Strictly speaking this post is in the wrong section. But I am without another option as I cannot find molluscs listed anywhere as a thread... So, if need be, someone good at brooming can sweep it elsewhere!
Giant African Land Snails (Achatina fulica) are fascinating animals. They love wet weather and when a rainy day comes around chances are good that you will see a GALS somewhere in the Lowveld busy relocating. I "shot" this one near Skukuza.

They secrete mucus from the foot to aid locomotion by reducing friction and to help reduce the risk of mechanical injury from sharp objects. They can crawl over a sharp edge like a straight razor and not be injured! At best they can cover a smooth, flat area at around 150 millimetres per minute! That is a gallop in terms of snail pace!
Giant African Land snails bear two pairs of tentacles on their heads. The eyes are carried on the upper set of tentacles or 'eye stalks' (located at the tip) which they can move back and forth and up and down to get a better "view". The eyes are incapable of letting the snail see in colour and most probably produce rather blurred vision.
The lower set of tentacles act as olfactory organs (better to smell with, my dear... and actually taste with as well!) Both sets of tentacles are retractable in land snails. Muscles are used to withdraw them, but blood pressure extends them.
Other interesting facts about Giant African Land snails are:
• they grow to 70 mm by the end of their first year, by which time they can reproduce.
• they are hermaphrodites, having reproductive organs normally associated with both male and female sexes, a normal condition for snails, enabling a form of sexual reproduction in which both partners can act as the "female" or "male".
• Each snail can lay up to 1000 eggs per year with clutches ranging from 100 – 400 eggs
• Growth is slow after the first year with snails living on average 5-6 years to a maximum of 9 years.
• GALS are farmed commercially as popular food items (escargots) and 10s of tonnes of it is consumed in various parts of the world annually.
• As far as protein is concerned, snail meat compares well with traditional sources of protein like chicken meat, pork or beef. The giant escargot substitute is said to be slightly inferior to the European snails as it is ‘rubbery’ and often tastes of swamp. When highly flavoured with garlic, chopped and stuffed into the shells of genuine escargot, however, most of the people eating the African snails are effectively deceived.
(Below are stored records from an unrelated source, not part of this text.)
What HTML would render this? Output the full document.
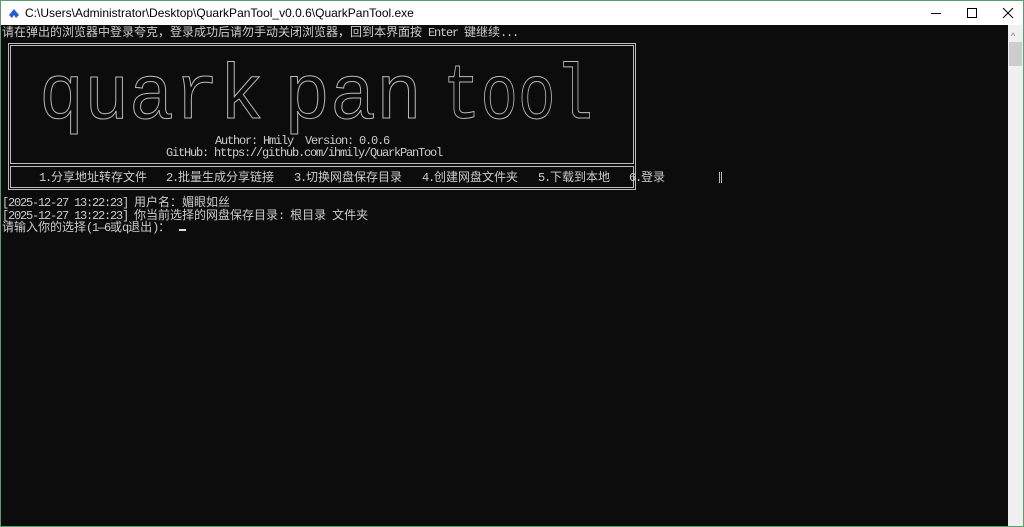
<!DOCTYPE html>
<html><head><meta charset="utf-8"><style>
html,body{margin:0;padding:0;width:1024px;height:527px;overflow:hidden;background:#fff;}
.win{position:absolute;left:0;top:0;width:1022px;height:525px;border:1px solid #5a9e6f;background:#fff;}
.title{position:absolute;left:0;top:0;width:1022px;height:24px;background:#fff;font:12px "Liberation Sans",sans-serif;color:#000;}
.title .t{position:absolute;left:24px;top:5px;}
.con{position:absolute;left:0;top:24px;width:1007px;height:501px;background:#0c0c0c;overflow:hidden;}
.sb{position:absolute;left:1007px;top:24px;width:15px;height:501px;background:#f0f0f0;}
.tx{position:absolute;font:12px "Liberation Mono",monospace;letter-spacing:-1.2px;color:#cccccc;white-space:pre;line-height:12.5px;}
.tx b{font-weight:normal;font-family:"Noto Sans CJK SC",sans-serif;letter-spacing:0;}
</style></head><body>
<div class="win">
<div class="title">
<svg style="position:absolute;left:7px;top:6px" width="12" height="12" viewBox="0 0 12 12"><path d="M1 8 L6 2 L11 8 L8 11 L6 8 L4 11 Z" fill="#2a5bd7"/></svg>
<span class="t">C:\Users\Administrator\Desktop\QuarkPanTool_v0.0.6\QuarkPanTool.exe</span>
<svg style="position:absolute;left:925px;top:6px" width="90" height="12"><line x1="5" y1="6.5" x2="15" y2="6.5" stroke="#000"/><rect x="41.5" y="1.5" width="9" height="9" fill="none" stroke="#000"/><path d="M77 1 L87 11 M87 1 L77 11" stroke="#000"/></svg>
</div>
<div class="con">
<div class="tx" style="left:1px;top:1px"><b>请在弹出的浏览器中登录夸克，登录成功后请勿手动关闭浏览器，回到本界面按</b> Enter <b>键继续</b>...</div>
<svg style="position:absolute;left:0;top:0" width="1007" height="200">
<g fill="none" stroke="#bbb" stroke-width="1">
<rect x="7.5" y="18.5" width="627" height="146"/>
<rect x="9.5" y="20.5" width="623" height="118"/>
<rect x="9.5" y="141.5" width="623" height="21"/>
<line x1="718.5" y1="147" x2="718.5" y2="158"/>
<line x1="720.5" y1="147" x2="720.5" y2="158"/>
</g>
<text x="38" y="93" font-family="Liberation Mono,monospace" font-size="78" fill="none" stroke="#bbb" stroke-width="1" textLength="225" lengthAdjust="spacingAndGlyphs">quark</text>
<text x="283" y="93" font-family="Liberation Mono,monospace" font-size="78" fill="none" stroke="#bbb" stroke-width="1" textLength="138" lengthAdjust="spacingAndGlyphs">pan</text>
<text x="442" y="93" font-family="Liberation Mono,monospace" font-size="78" fill="none" stroke="#bbb" stroke-width="1" textLength="150" lengthAdjust="spacingAndGlyphs">tool</text>
</svg>
<div class="tx" style="left:214px;top:110px">Author: Hmily  Version: 0.0.6</div>
<div class="tx" style="left:165px;top:122px">GitHub: https://github.com/ihmily/QuarkPanTool</div>
<div class="tx" style="left:38px;top:146px">1.<b>分享地址转存文件</b></div>
<div class="tx" style="left:165px;top:146px">2.<b>批量生成分享链接</b></div>
<div class="tx" style="left:293px;top:146px">3.<b>切换网盘保存目录</b></div>
<div class="tx" style="left:421px;top:146px">4.<b>创建网盘文件夹</b></div>
<div class="tx" style="left:537px;top:146px">5.<b>下载到本地</b></div>
<div class="tx" style="left:628px;top:146px">6.<b>登录</b></div>
<div class="tx" style="left:1px;top:171px">[2025-12-27 13:22:23] <b>用户名：媚眼如丝</b></div>
<div class="tx" style="left:1px;top:183.5px">[2025-12-27 13:22:23] <b>你当前选择的网盘保存目录</b>: <b>根目录</b> <b>文件夹</b></div>
<div class="tx" style="left:1px;top:196px"><b>请输入你的选择</b>(1—6<b>或</b>q<b>退出</b>)<b>：</b></div>
<div style="position:absolute;left:178px;top:204px;width:7px;height:2px;background:#ddd"></div>
</div>
<div class="sb"><div style="position:absolute;left:3px;top:6px;font:9px sans-serif;color:#777">^</div><div style="position:absolute;left:1px;top:17px;width:13px;height:24px;background:#cdcdcd"></div></div>
</div>
</body></html>
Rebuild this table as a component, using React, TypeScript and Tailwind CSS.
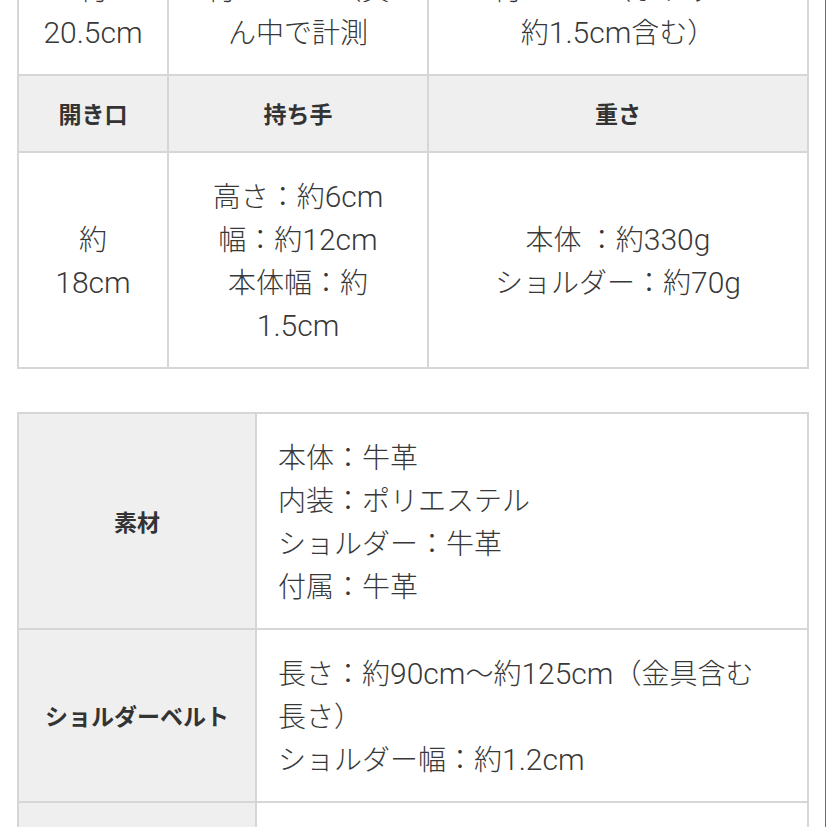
const font = {
  fontFamily: '"Hiragino Sans", "Noto Sans CJK JP", "Noto Sans", sans-serif',
};

type Cell = string[];

const sizeRows: { head: string[]; body: Cell[] }[] = [
  {
    head: [],
    body: [
      ["約", "20.5cm"],
      ["約13.5cm（真", "ん中で計測"],
      ["約7.5cm（ポケット", "約1.5cm含む）"],
    ],
  },
  {
    head: ["開き口", "持ち手", "重さ"],
    body: [
      ["約", "18cm"],
      ["高さ：約6cm", "幅：約12cm", "本体幅：約", "1.5cm"],
      ["本体 ：約330g", "ショルダー：約70g"],
    ],
  },
];

const specRows: { label: string; lines: string[] }[] = [
  {
    label: "素材",
    lines: ["本体：牛革", "内装：ポリエステル", "ショルダー：牛革", "付属：牛革"],
  },
  {
    label: "ショルダーベルト",
    lines: ["長さ：約90cm〜約125cm（金具含む", "長さ）", "ショルダー幅：約1.2cm"],
  },
  {
    label: "付属品",
    lines: ["保存袋"],
  },
];

// latin runs are drawn a bit wider, like the phone font in the screenshot
const Line = ({ text }: { text: string }) => {
  const parts = text.split(/([0-9A-Za-z.]+)/).filter(Boolean);
  return (
    <div className="whitespace-pre leading-[43px]">
      {parts.map((p, i) =>
        /^[0-9A-Za-z.]+$/.test(p) ? (
          <span
            key={i}
            className="text-[30px] font-light leading-none"
            style={{ fontFamily: 'Roboto, "Noto Sans", sans-serif' }}
          >
            {p}
          </span>
        ) : (
          <span key={i} className="leading-none">
            {p}
          </span>
        )
      )}
    </div>
  );
};

const Lines = ({ lines }: { lines: string[] }) => (
  <>
    {lines.map((l, i) => (
      <Line key={i} text={l} />
    ))}
  </>
);

export default function App() {
  return (
    <div
      className="w-[826px] h-[827px] overflow-hidden bg-white border-r border-[#6f6f6f] text-[#383838]"
      style={font}
    >
      <div className="pl-[17px] -mt-[56px]">
        <table className="w-[792px] table-fixed border-collapse">
          <colgroup>
            <col className="w-[150px]" />
            <col className="w-[260px]" />
            <col />
          </colgroup>
          <tbody>
            {sizeRows.map((row, r) => (
              <>
                {row.head.length > 0 && (
                  <tr key={`h${r}`} className="bg-[#efefef]">
                    {row.head.map((h) => (
                      <th
                        key={h}
                        className="border-2 border-[#d6d6d6] py-[21px] text-[23px] leading-[33px] font-bold text-[#333]"
                      >
                        {h}
                      </th>
                    ))}
                  </tr>
                )}
                <tr key={`b${r}`}>
                  {row.body.map((c, i) => (
                    <td
                      key={i}
                      className="border-2 border-[#d6d6d6] py-[21px] text-center align-middle text-[28px] leading-[43px] font-light"
                    >
                      <Lines lines={c} />
                    </td>
                  ))}
                </tr>
              </>
            ))}
          </tbody>
        </table>

        <table className="mt-[43px] w-[792px] table-fixed border-collapse">
          <colgroup>
            <col className="w-[238px]" />
            <col />
          </colgroup>
          <tbody>
            {specRows.map((row) => (
              <tr key={row.label}>
                <th className="border-2 border-[#d6d6d6] bg-[#efefef] text-[23px] font-bold text-[#333] align-middle">
                  {row.label}
                </th>
                <td className="border-2 border-[#d6d6d6] py-[21px] pl-[21px] pr-[10px] text-left text-[28px] leading-[43px] font-light">
                  <Lines lines={row.lines} />
                </td>
              </tr>
            ))}
          </tbody>
        </table>
      </div>
    </div>
  );
}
Giant African Land snails have an undeserved reputation that they can cause life-threatening infection like serious meningitis in humans. The only way humans have contracted eosinophilic meningoencephalitis disease is by eating the GAS raw, certainly not by handling the snail.
In the wild roughly 10% of GALS are infected by Angiostrongylus cantonensis, also known as a rat lungworm, but in areas with high rodent densities, this can be as high as 50%. If infected, they remain infected for life.
The indirect life cycle of the rat lungworm requires an intermediate host (usually a mollusk) for the development of various larval stages. The adult worms live in the pulmonary arteries and/or the right side of the heart of a rodent definitive host. Eggs laid in the pulmonary artery lodge themselves in the small lung capillaries where they develop into first stage larvae. The mobile first stage larvae migrate into the alimentary tract and pass in the rodent’s faeces. Numerous molluscs, and most commonly land snails and slugs serve as intermediate hosts. The first-stage larvae gain access to the snail/slug either by direct tissue penetration or ingestion of infected rodent faeces. These larvae moult twice in the mollusc muscle tissue where they become second and third-stage larvae. Third stage larvae are considered the “infective” stage and remain encysted in snail muscle tissue for the life of the mollusc or until eaten by a host. In humans, the development of the third stage larvae stalls in the brain, where they die and serve as the source of infection.